Given exercise:
Copy all lines below exactly as written. Leave pictures out.

+-------+

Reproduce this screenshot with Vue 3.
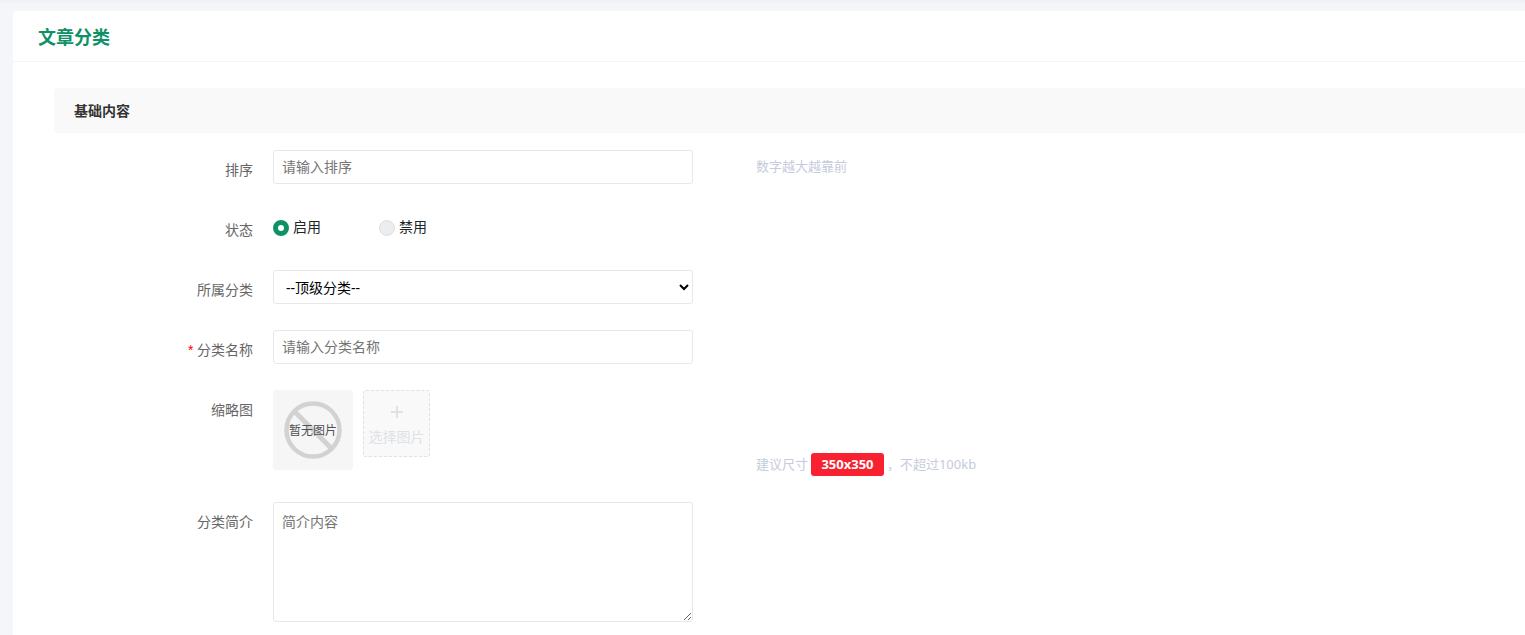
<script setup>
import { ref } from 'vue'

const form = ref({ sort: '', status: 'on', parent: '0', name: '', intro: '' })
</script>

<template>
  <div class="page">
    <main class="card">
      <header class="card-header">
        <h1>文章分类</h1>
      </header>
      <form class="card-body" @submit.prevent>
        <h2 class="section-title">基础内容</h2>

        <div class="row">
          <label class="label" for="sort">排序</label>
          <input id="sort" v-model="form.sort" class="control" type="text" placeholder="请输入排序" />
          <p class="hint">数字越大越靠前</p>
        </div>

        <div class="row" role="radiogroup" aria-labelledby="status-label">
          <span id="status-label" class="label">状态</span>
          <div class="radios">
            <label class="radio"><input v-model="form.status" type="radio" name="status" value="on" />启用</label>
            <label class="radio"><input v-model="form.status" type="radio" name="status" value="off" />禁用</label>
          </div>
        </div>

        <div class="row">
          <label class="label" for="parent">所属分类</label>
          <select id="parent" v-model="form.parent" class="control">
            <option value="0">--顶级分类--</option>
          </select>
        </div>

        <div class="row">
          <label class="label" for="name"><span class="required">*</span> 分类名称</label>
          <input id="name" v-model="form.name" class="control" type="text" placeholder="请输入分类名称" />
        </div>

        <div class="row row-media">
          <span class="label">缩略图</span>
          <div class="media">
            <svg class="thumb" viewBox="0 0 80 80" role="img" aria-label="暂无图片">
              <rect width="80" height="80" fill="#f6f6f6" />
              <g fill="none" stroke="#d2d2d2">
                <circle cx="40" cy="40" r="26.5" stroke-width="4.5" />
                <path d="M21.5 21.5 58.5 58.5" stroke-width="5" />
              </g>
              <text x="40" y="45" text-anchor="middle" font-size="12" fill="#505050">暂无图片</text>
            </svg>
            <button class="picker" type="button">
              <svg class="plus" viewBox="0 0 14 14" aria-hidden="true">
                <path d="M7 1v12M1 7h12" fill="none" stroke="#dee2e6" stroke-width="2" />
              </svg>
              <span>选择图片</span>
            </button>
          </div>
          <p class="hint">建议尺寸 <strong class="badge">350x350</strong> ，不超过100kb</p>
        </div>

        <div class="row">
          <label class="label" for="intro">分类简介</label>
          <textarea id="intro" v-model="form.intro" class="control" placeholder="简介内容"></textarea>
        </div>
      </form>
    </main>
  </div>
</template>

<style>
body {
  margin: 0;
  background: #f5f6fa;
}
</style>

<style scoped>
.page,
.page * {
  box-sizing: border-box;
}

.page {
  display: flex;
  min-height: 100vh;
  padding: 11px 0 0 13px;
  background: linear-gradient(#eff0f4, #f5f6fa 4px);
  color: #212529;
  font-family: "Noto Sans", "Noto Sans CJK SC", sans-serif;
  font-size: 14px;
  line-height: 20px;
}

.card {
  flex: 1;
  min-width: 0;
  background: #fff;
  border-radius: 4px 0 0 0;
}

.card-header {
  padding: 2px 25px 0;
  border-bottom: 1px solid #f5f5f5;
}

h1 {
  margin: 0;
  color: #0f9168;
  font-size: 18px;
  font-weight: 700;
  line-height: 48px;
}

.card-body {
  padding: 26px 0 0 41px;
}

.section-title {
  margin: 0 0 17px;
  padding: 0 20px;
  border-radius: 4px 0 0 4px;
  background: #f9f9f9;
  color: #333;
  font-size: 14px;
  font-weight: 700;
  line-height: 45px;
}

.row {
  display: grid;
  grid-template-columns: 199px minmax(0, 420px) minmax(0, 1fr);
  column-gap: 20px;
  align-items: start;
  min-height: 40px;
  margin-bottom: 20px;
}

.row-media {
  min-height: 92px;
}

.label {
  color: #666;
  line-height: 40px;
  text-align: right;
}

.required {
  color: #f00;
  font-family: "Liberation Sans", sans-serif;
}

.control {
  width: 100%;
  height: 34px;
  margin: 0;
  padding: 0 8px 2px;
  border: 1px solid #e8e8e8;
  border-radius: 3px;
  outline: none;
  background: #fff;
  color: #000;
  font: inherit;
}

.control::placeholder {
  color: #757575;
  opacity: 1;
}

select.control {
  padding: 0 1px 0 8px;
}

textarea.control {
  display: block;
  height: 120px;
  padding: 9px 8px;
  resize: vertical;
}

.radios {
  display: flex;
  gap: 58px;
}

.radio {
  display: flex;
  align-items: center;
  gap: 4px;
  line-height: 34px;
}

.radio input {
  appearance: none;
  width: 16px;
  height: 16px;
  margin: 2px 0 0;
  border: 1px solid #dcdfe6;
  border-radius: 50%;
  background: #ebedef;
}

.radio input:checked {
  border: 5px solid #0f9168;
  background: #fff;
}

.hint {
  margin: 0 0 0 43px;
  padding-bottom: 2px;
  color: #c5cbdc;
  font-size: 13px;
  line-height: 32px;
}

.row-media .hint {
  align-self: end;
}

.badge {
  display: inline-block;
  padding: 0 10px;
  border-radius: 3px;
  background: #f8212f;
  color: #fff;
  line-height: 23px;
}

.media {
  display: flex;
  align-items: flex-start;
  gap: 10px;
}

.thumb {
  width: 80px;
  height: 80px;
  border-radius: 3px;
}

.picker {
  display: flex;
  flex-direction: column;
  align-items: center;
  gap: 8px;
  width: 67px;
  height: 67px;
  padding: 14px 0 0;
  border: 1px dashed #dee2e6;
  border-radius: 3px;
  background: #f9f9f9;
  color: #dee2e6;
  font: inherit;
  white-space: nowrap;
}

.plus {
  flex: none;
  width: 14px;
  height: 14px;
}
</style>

+-------+

Reply:
Reproduce this screenshot with Vue 3.
<script setup>
import { ref } from 'vue'

const form = ref({ sort: '', status: 'on', parent: '0', name: '', intro: '' })
</script>

<template>
  <div class="page">
    <main class="card">
      <header class="card-header">
        <h1>文章分类</h1>
      </header>
      <form class="card-body" @submit.prevent>
        <h2 class="section-title">基础内容</h2>

        <div class="row">
          <label class="label" for="sort">排序</label>
          <input id="sort" v-model="form.sort" class="control" type="text" placeholder="请输入排序" />
          <p class="hint">数字越大越靠前</p>
        </div>

        <div class="row" role="radiogroup" aria-labelledby="status-label">
          <span id="status-label" class="label">状态</span>
          <div class="radios">
            <label class="radio"><input v-model="form.status" type="radio" name="status" value="on" />启用</label>
            <label class="radio"><input v-model="form.status" type="radio" name="status" value="off" />禁用</label>
          </div>
        </div>

        <div class="row">
          <label class="label" for="parent">所属分类</label>
          <select id="parent" v-model="form.parent" class="control">
            <option value="0">--顶级分类--</option>
          </select>
        </div>

        <div class="row">
          <label class="label" for="name"><span class="required">*</span> 分类名称</label>
          <input id="name" v-model="form.name" class="control" type="text" placeholder="请输入分类名称" />
        </div>

        <div class="row row-media">
          <span class="label">缩略图</span>
          <div class="media">
            <svg class="thumb" viewBox="0 0 80 80" role="img" aria-label="暂无图片">
              <rect width="80" height="80" fill="#f6f6f6" />
              <g fill="none" stroke="#d2d2d2">
                <circle cx="40" cy="40" r="26.5" stroke-width="4.5" />
                <path d="M21.5 21.5 58.5 58.5" stroke-width="5" />
              </g>
              <text x="40" y="45" text-anchor="middle" font-size="12" fill="#505050">暂无图片</text>
            </svg>
            <button class="picker" type="button">
              <svg class="plus" viewBox="0 0 14 14" aria-hidden="true">
                <path d="M7 1v12M1 7h12" fill="none" stroke="#dee2e6" stroke-width="2" />
              </svg>
              <span>选择图片</span>
            </button>
          </div>
          <p class="hint">建议尺寸 <strong class="badge">350x350</strong> ，不超过100kb</p>
        </div>

        <div class="row">
          <label class="label" for="intro">分类简介</label>
          <textarea id="intro" v-model="form.intro" class="control" placeholder="简介内容"></textarea>
        </div>
      </form>
    </main>
  </div>
</template>

<style>
body {
  margin: 0;
  background: #f5f6fa;
}
</style>

<style scoped>
.page,
.page * {
  box-sizing: border-box;
}

.page {
  display: flex;
  min-height: 100vh;
  padding: 11px 0 0 13px;
  background: linear-gradient(#eff0f4, #f5f6fa 4px);
  color: #212529;
  font-family: "Noto Sans", "Noto Sans CJK SC", sans-serif;
  font-size: 14px;
  line-height: 20px;
}

.card {
  flex: 1;
  min-width: 0;
  background: #fff;
  border-radius: 4px 0 0 0;
}

.card-header {
  padding: 2px 25px 0;
  border-bottom: 1px solid #f5f5f5;
}

h1 {
  margin: 0;
  color: #0f9168;
  font-size: 18px;
  font-weight: 700;
  line-height: 48px;
}

.card-body {
  padding: 26px 0 0 41px;
}

.section-title {
  margin: 0 0 17px;
  padding: 0 20px;
  border-radius: 4px 0 0 4px;
  background: #f9f9f9;
  color: #333;
  font-size: 14px;
  font-weight: 700;
  line-height: 45px;
}

.row {
  display: grid;
  grid-template-columns: 199px minmax(0, 420px) minmax(0, 1fr);
  column-gap: 20px;
  align-items: start;
  min-height: 40px;
  margin-bottom: 20px;
}

.row-media {
  min-height: 92px;
}

.label {
  color: #666;
  line-height: 40px;
  text-align: right;
}

.required {
  color: #f00;
  font-family: "Liberation Sans", sans-serif;
}

.control {
  width: 100%;
  height: 34px;
  margin: 0;
  padding: 0 8px 2px;
  border: 1px solid #e8e8e8;
  border-radius: 3px;
  outline: none;
  background: #fff;
  color: #000;
  font: inherit;
}

.control::placeholder {
  color: #757575;
  opacity: 1;
}

select.control {
  padding: 0 1px 0 8px;
}

textarea.control {
  display: block;
  height: 120px;
  padding: 9px 8px;
  resize: vertical;
}

.radios {
  display: flex;
  gap: 58px;
}

.radio {
  display: flex;
  align-items: center;
  gap: 4px;
  line-height: 34px;
}

.radio input {
  appearance: none;
  width: 16px;
  height: 16px;
  margin: 2px 0 0;
  border: 1px solid #dcdfe6;
  border-radius: 50%;
  background: #ebedef;
}

.radio input:checked {
  border: 5px solid #0f9168;
  background: #fff;
}

.hint {
  margin: 0 0 0 43px;
  padding-bottom: 2px;
  color: #c5cbdc;
  font-size: 13px;
  line-height: 32px;
}

.row-media .hint {
  align-self: end;
}

.badge {
  display: inline-block;
  padding: 0 10px;
  border-radius: 3px;
  background: #f8212f;
  color: #fff;
  line-height: 23px;
}

.media {
  display: flex;
  align-items: flex-start;
  gap: 10px;
}

.thumb {
  width: 80px;
  height: 80px;
  border-radius: 3px;
}

.picker {
  display: flex;
  flex-direction: column;
  align-items: center;
  gap: 8px;
  width: 67px;
  height: 67px;
  padding: 14px 0 0;
  border: 1px dashed #dee2e6;
  border-radius: 3px;
  background: #f9f9f9;
  color: #dee2e6;
  font: inherit;
  white-space: nowrap;
}

.plus {
  flex: none;
  width: 14px;
  height: 14px;
}
</style>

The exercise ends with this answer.